# GOAL:
Without the images, write out the whole listing exactly.

────────────────────

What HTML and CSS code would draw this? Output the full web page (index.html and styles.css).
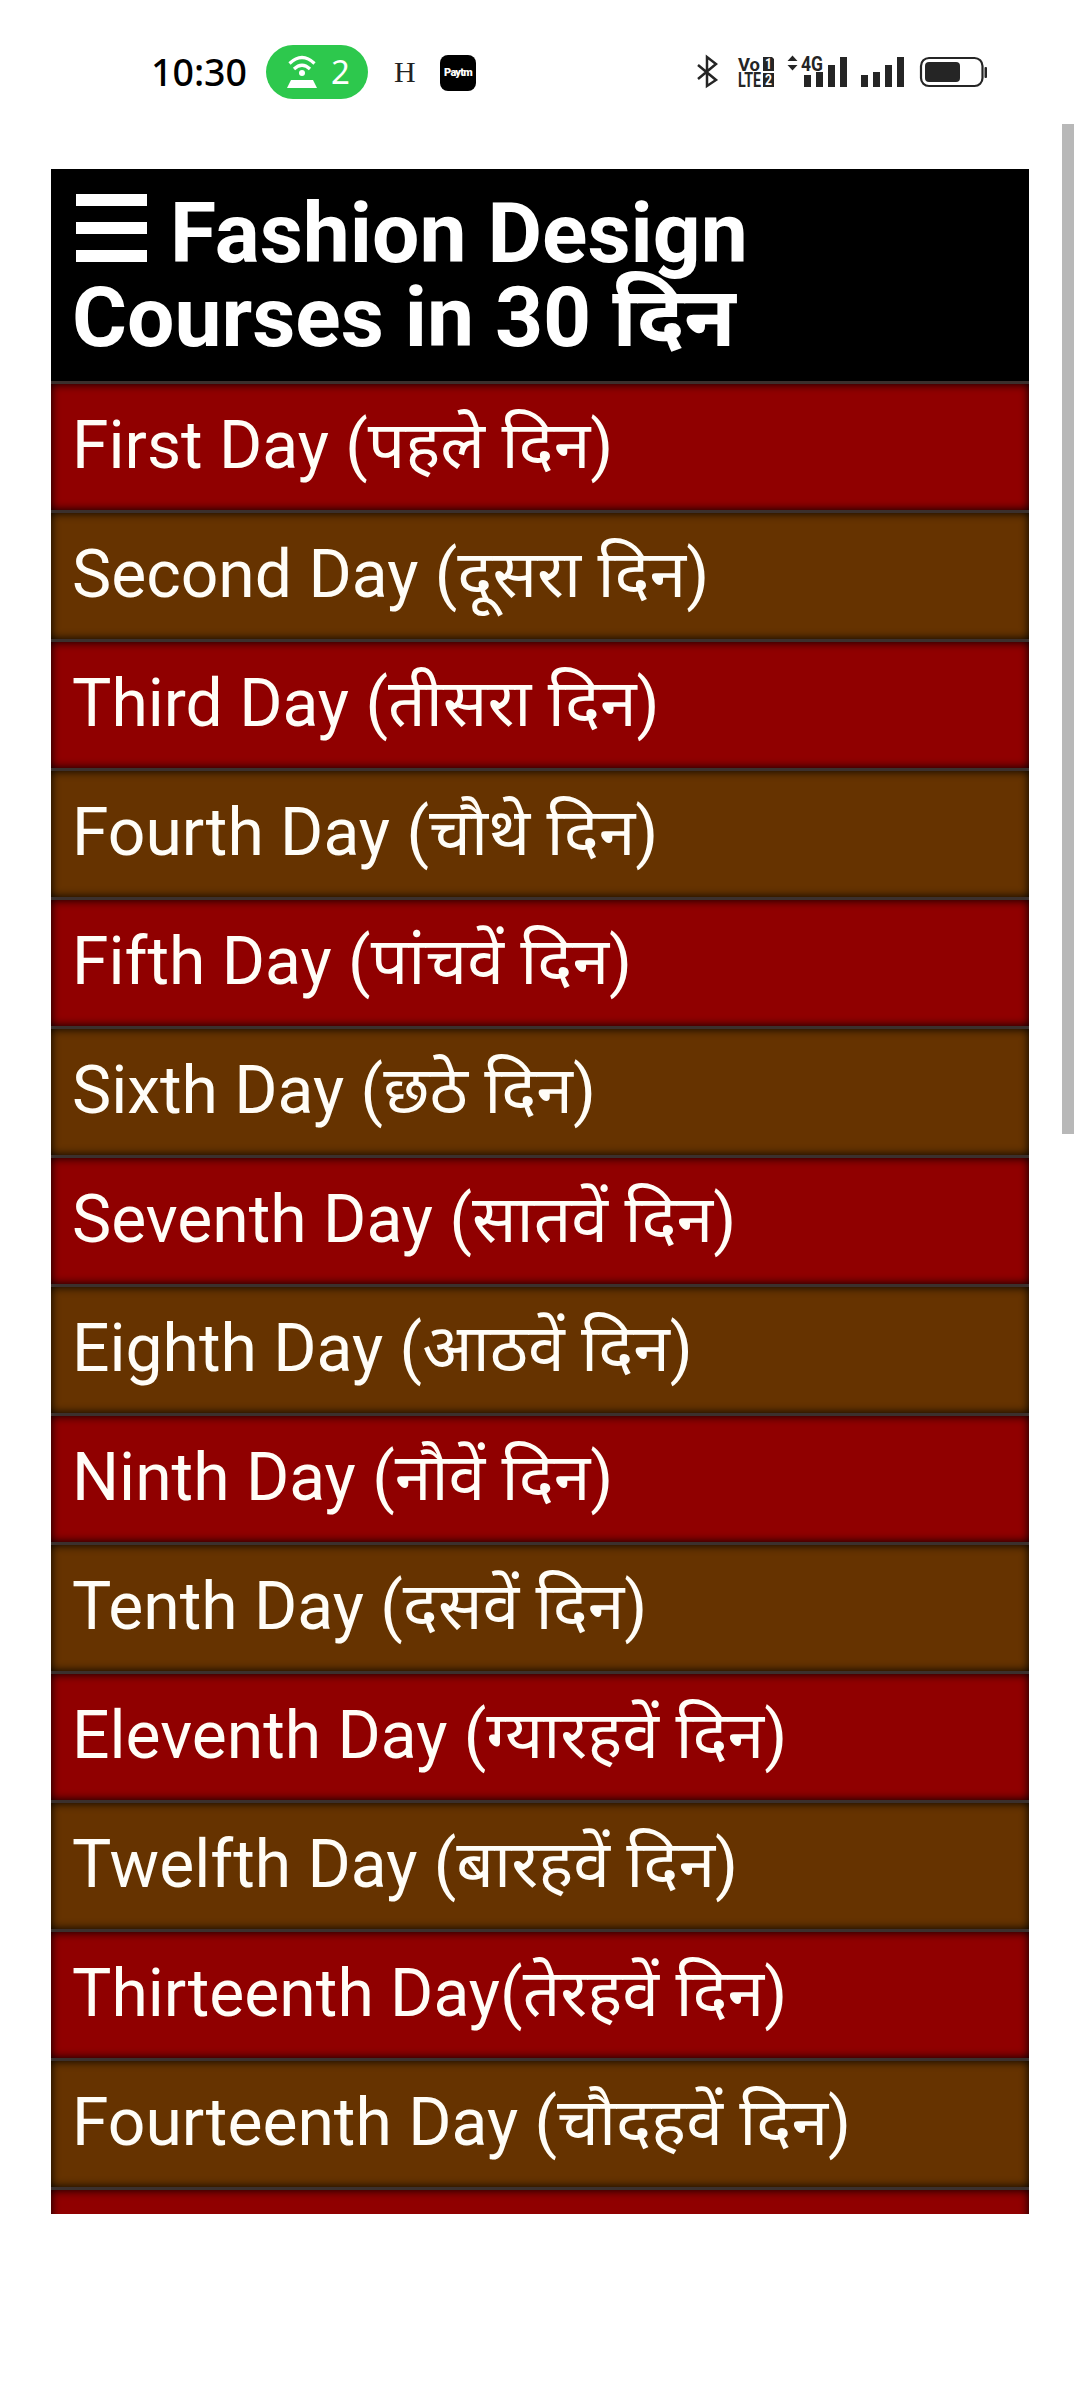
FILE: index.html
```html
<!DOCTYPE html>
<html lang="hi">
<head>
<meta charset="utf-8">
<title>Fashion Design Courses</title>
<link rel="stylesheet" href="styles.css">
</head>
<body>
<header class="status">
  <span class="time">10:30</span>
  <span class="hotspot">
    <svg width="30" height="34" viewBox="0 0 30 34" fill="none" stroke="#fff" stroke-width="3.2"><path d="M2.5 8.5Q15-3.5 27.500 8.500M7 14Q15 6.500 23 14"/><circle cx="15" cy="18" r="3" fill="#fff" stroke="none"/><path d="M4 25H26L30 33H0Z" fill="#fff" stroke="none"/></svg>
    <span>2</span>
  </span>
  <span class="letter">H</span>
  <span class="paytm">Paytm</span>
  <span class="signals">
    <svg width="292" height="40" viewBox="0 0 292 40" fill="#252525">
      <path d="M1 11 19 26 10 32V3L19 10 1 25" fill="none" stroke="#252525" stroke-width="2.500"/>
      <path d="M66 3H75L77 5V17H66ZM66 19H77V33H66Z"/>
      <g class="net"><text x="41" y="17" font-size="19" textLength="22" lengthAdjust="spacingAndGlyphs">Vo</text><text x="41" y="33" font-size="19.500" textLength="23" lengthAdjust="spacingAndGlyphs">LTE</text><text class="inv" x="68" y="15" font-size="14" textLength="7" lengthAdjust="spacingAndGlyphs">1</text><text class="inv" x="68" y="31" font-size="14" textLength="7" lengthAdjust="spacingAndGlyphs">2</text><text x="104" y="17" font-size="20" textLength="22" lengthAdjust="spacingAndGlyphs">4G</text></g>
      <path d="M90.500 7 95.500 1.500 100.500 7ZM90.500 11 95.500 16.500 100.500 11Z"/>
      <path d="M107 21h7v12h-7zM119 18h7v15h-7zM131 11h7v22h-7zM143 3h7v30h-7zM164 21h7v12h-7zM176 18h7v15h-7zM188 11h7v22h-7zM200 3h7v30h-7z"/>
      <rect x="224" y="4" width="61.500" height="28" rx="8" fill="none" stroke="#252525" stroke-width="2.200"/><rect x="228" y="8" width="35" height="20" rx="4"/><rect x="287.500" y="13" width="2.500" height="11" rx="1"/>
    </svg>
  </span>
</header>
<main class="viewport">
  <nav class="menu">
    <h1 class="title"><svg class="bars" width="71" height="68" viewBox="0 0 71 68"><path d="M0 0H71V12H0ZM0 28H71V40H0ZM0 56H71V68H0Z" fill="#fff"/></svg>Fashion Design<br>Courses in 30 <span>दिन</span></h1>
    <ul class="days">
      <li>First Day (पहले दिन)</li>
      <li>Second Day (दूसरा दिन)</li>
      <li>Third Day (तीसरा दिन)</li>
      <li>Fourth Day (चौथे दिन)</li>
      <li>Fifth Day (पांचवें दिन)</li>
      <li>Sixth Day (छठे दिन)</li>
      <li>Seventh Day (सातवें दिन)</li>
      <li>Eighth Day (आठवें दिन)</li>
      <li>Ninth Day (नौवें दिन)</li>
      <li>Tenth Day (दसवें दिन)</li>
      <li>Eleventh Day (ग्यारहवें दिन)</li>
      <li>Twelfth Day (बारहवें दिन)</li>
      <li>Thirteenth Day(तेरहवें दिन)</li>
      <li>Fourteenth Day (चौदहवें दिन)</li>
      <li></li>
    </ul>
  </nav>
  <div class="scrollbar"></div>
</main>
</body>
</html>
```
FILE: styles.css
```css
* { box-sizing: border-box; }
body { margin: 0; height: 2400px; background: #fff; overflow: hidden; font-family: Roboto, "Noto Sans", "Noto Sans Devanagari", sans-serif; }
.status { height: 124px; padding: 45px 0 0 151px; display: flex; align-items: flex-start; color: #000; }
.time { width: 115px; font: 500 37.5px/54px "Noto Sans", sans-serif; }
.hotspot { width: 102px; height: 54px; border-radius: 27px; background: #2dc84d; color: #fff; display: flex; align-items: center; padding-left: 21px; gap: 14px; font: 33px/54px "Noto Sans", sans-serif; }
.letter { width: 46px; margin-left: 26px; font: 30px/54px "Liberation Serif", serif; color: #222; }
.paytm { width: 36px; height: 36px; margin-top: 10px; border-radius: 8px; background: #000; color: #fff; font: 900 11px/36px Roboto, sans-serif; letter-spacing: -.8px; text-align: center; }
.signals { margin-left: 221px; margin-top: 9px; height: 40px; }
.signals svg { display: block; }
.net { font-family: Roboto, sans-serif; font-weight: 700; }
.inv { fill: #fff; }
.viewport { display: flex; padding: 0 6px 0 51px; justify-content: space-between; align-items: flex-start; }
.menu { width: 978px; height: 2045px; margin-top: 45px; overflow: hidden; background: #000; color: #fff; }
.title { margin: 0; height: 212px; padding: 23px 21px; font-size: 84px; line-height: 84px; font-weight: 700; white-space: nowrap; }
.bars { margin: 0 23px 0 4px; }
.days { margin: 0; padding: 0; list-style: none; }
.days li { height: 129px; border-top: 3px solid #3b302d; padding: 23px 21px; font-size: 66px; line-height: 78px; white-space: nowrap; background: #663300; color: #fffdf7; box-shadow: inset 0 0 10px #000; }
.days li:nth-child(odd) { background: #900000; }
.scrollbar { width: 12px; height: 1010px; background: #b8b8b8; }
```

────────────────────

# RESPONSE:
What HTML and CSS code would draw this? Output the full web page (index.html and styles.css).
FILE: index.html
```html
<!DOCTYPE html>
<html lang="hi">
<head>
<meta charset="utf-8">
<title>Fashion Design Courses</title>
<link rel="stylesheet" href="styles.css">
</head>
<body>
<header class="status">
  <span class="time">10:30</span>
  <span class="hotspot">
    <svg width="30" height="34" viewBox="0 0 30 34" fill="none" stroke="#fff" stroke-width="3.2"><path d="M2.5 8.5Q15-3.5 27.500 8.500M7 14Q15 6.500 23 14"/><circle cx="15" cy="18" r="3" fill="#fff" stroke="none"/><path d="M4 25H26L30 33H0Z" fill="#fff" stroke="none"/></svg>
    <span>2</span>
  </span>
  <span class="letter">H</span>
  <span class="paytm">Paytm</span>
  <span class="signals">
    <svg width="292" height="40" viewBox="0 0 292 40" fill="#252525">
      <path d="M1 11 19 26 10 32V3L19 10 1 25" fill="none" stroke="#252525" stroke-width="2.500"/>
      <path d="M66 3H75L77 5V17H66ZM66 19H77V33H66Z"/>
      <g class="net"><text x="41" y="17" font-size="19" textLength="22" lengthAdjust="spacingAndGlyphs">Vo</text><text x="41" y="33" font-size="19.500" textLength="23" lengthAdjust="spacingAndGlyphs">LTE</text><text class="inv" x="68" y="15" font-size="14" textLength="7" lengthAdjust="spacingAndGlyphs">1</text><text class="inv" x="68" y="31" font-size="14" textLength="7" lengthAdjust="spacingAndGlyphs">2</text><text x="104" y="17" font-size="20" textLength="22" lengthAdjust="spacingAndGlyphs">4G</text></g>
      <path d="M90.500 7 95.500 1.500 100.500 7ZM90.500 11 95.500 16.500 100.500 11Z"/>
      <path d="M107 21h7v12h-7zM119 18h7v15h-7zM131 11h7v22h-7zM143 3h7v30h-7zM164 21h7v12h-7zM176 18h7v15h-7zM188 11h7v22h-7zM200 3h7v30h-7z"/>
      <rect x="224" y="4" width="61.500" height="28" rx="8" fill="none" stroke="#252525" stroke-width="2.200"/><rect x="228" y="8" width="35" height="20" rx="4"/><rect x="287.500" y="13" width="2.500" height="11" rx="1"/>
    </svg>
  </span>
</header>
<main class="viewport">
  <nav class="menu">
    <h1 class="title"><svg class="bars" width="71" height="68" viewBox="0 0 71 68"><path d="M0 0H71V12H0ZM0 28H71V40H0ZM0 56H71V68H0Z" fill="#fff"/></svg>Fashion Design<br>Courses in 30 <span>दिन</span></h1>
    <ul class="days">
      <li>First Day (पहले दिन)</li>
      <li>Second Day (दूसरा दिन)</li>
      <li>Third Day (तीसरा दिन)</li>
      <li>Fourth Day (चौथे दिन)</li>
      <li>Fifth Day (पांचवें दिन)</li>
      <li>Sixth Day (छठे दिन)</li>
      <li>Seventh Day (सातवें दिन)</li>
      <li>Eighth Day (आठवें दिन)</li>
      <li>Ninth Day (नौवें दिन)</li>
      <li>Tenth Day (दसवें दिन)</li>
      <li>Eleventh Day (ग्यारहवें दिन)</li>
      <li>Twelfth Day (बारहवें दिन)</li>
      <li>Thirteenth Day(तेरहवें दिन)</li>
      <li>Fourteenth Day (चौदहवें दिन)</li>
      <li></li>
    </ul>
  </nav>
  <div class="scrollbar"></div>
</main>
</body>
</html>
```
FILE: styles.css
```css
* { box-sizing: border-box; }
body { margin: 0; height: 2400px; background: #fff; overflow: hidden; font-family: Roboto, "Noto Sans", "Noto Sans Devanagari", sans-serif; }
.status { height: 124px; padding: 45px 0 0 151px; display: flex; align-items: flex-start; color: #000; }
.time { width: 115px; font: 500 37.5px/54px "Noto Sans", sans-serif; }
.hotspot { width: 102px; height: 54px; border-radius: 27px; background: #2dc84d; color: #fff; display: flex; align-items: center; padding-left: 21px; gap: 14px; font: 33px/54px "Noto Sans", sans-serif; }
.letter { width: 46px; margin-left: 26px; font: 30px/54px "Liberation Serif", serif; color: #222; }
.paytm { width: 36px; height: 36px; margin-top: 10px; border-radius: 8px; background: #000; color: #fff; font: 900 11px/36px Roboto, sans-serif; letter-spacing: -.8px; text-align: center; }
.signals { margin-left: 221px; margin-top: 9px; height: 40px; }
.signals svg { display: block; }
.net { font-family: Roboto, sans-serif; font-weight: 700; }
.inv { fill: #fff; }
.viewport { display: flex; padding: 0 6px 0 51px; justify-content: space-between; align-items: flex-start; }
.menu { width: 978px; height: 2045px; margin-top: 45px; overflow: hidden; background: #000; color: #fff; }
.title { margin: 0; height: 212px; padding: 23px 21px; font-size: 84px; line-height: 84px; font-weight: 700; white-space: nowrap; }
.bars { margin: 0 23px 0 4px; }
.days { margin: 0; padding: 0; list-style: none; }
.days li { height: 129px; border-top: 3px solid #3b302d; padding: 23px 21px; font-size: 66px; line-height: 78px; white-space: nowrap; background: #663300; color: #fffdf7; box-shadow: inset 0 0 10px #000; }
.days li:nth-child(odd) { background: #900000; }
.scrollbar { width: 12px; height: 1010px; background: #b8b8b8; }
```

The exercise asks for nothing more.